Pour diminuer l’usage des pesticides, il faut s’attaquer à la logique agroalimentaire, suggère l’écologiste Laure Waridel, devenue tout récemment marraine de l’Institut Jean-Garon.
« Tout ce que nous mangeons est loin de nous, ce qui occasionne des pertes et une réduction de la qualité. Il n’y a pas que les agriculteurs qui doivent réagir, il y a aussi les distributeurs et les consommateurs. Nous faisons tous partie du problème et des solutions », précise la directrice exécutive du Centre interdisciplinaire de recherche en opérationnalisation du développement durable (CIRODD).
En finir avec les pesticides
Coanimatrice du débat sur La stratégie québécoise sur les pesticides 2015-2018, tenu récemment à l’UQAM, Laure Waridel estime possible de produire de manière efficace tout en utilisant moins de glyphosate/ Roundup Ready, d’atrazine ou encore de semences enrobées.

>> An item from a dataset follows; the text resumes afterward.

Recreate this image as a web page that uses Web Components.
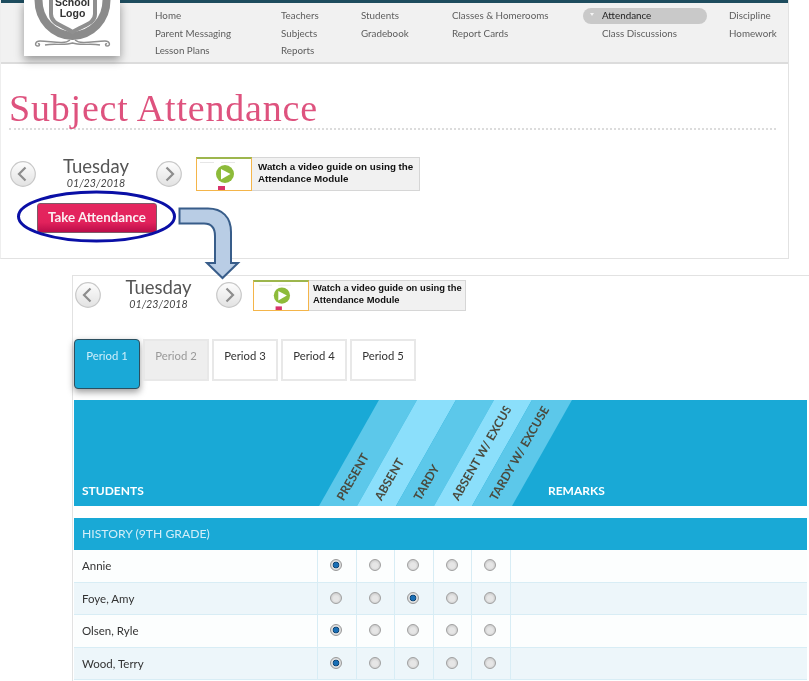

« Il faut accompagner les agriculteurs dans la transition qui remplacerait l’agriculture industrielle. Même le milieu universitaire a pris conscience que c’est un autre système qui exige des connaissances et des parts de risques importants. Les programmes doivent s’adapter, se transformer », poursuit-elle.
Il ne faut pas se faire d’illusions
Pendant qu’une poussée vers une agriculture plus raisonnée, plus écologique prend de l’ampleur, les multinationales de l’agrochimie consolident leurs pouvoirs sur les semences, les intrants chimiques, les pesticides, les sources d’approvisionnement. Plusieurs intervenants du débat sont convaincus qu’elles ne laisseront pas le marché leur filer entre les doigts.
« Les grandes entreprises développent des volets bio-pesticides, car elles n’ont pas le choix de s’y mettre. Mais ce qui les intéresse c’est le contrôle du marché et faire de l’argent. À court terme c’est positif, car elles libéreront moins de pesticides polluants sur la planète. Mais à long terme, si on réfléchit à la justice sociale, il n’y a rien de positif à laisser la concentration des semences entre les mains d’une poignée de puissantes multinationales », ajoute Laure Waridel.
Un lien avec les maladies chroniques
La militante est d’avis que les données statistiques sur la hausse des maladies chroniques, dont les agriculteurs sont les premières victimes, devraient encourager tous les acteurs impliqués à trouver des solutions alternatives.
Laure Waridel encourage les agronomes à revoir en profondeur leur structure de fonctionnement et de financement.
« Il faut que leur mandat soit la réduction de l’utilisation des produits chimiques. Autrement, nous sommes pris dans un cercle vicieux. C’est un profond changement de paradigme qui doit s’instaurer dans la profession » estime la directrice du CIRODD.
Marraine de l’Institut Jean-Garon
Laure Waridel se réjouit de joindre les activités de l’Institut Jean-Garon, à l’invitation de son président Jean Pronovost. Elle entend réfléchir aux actions en faveur de la transition écologique de l’agriculture québécoise.
« Génération après génération, nos agriculteurs se sont fait dire quoi faire, comment cultiver. Ils se sentent souvent vulnérables et isolés. La mission de l’Institut peut très bien rejoindre celle du CIRODD. Nous travaillerons ensemble pour réduire les impacts négatifs des pratiques agricoles actuelles et pour valoriser les innovations », propose-t-elle.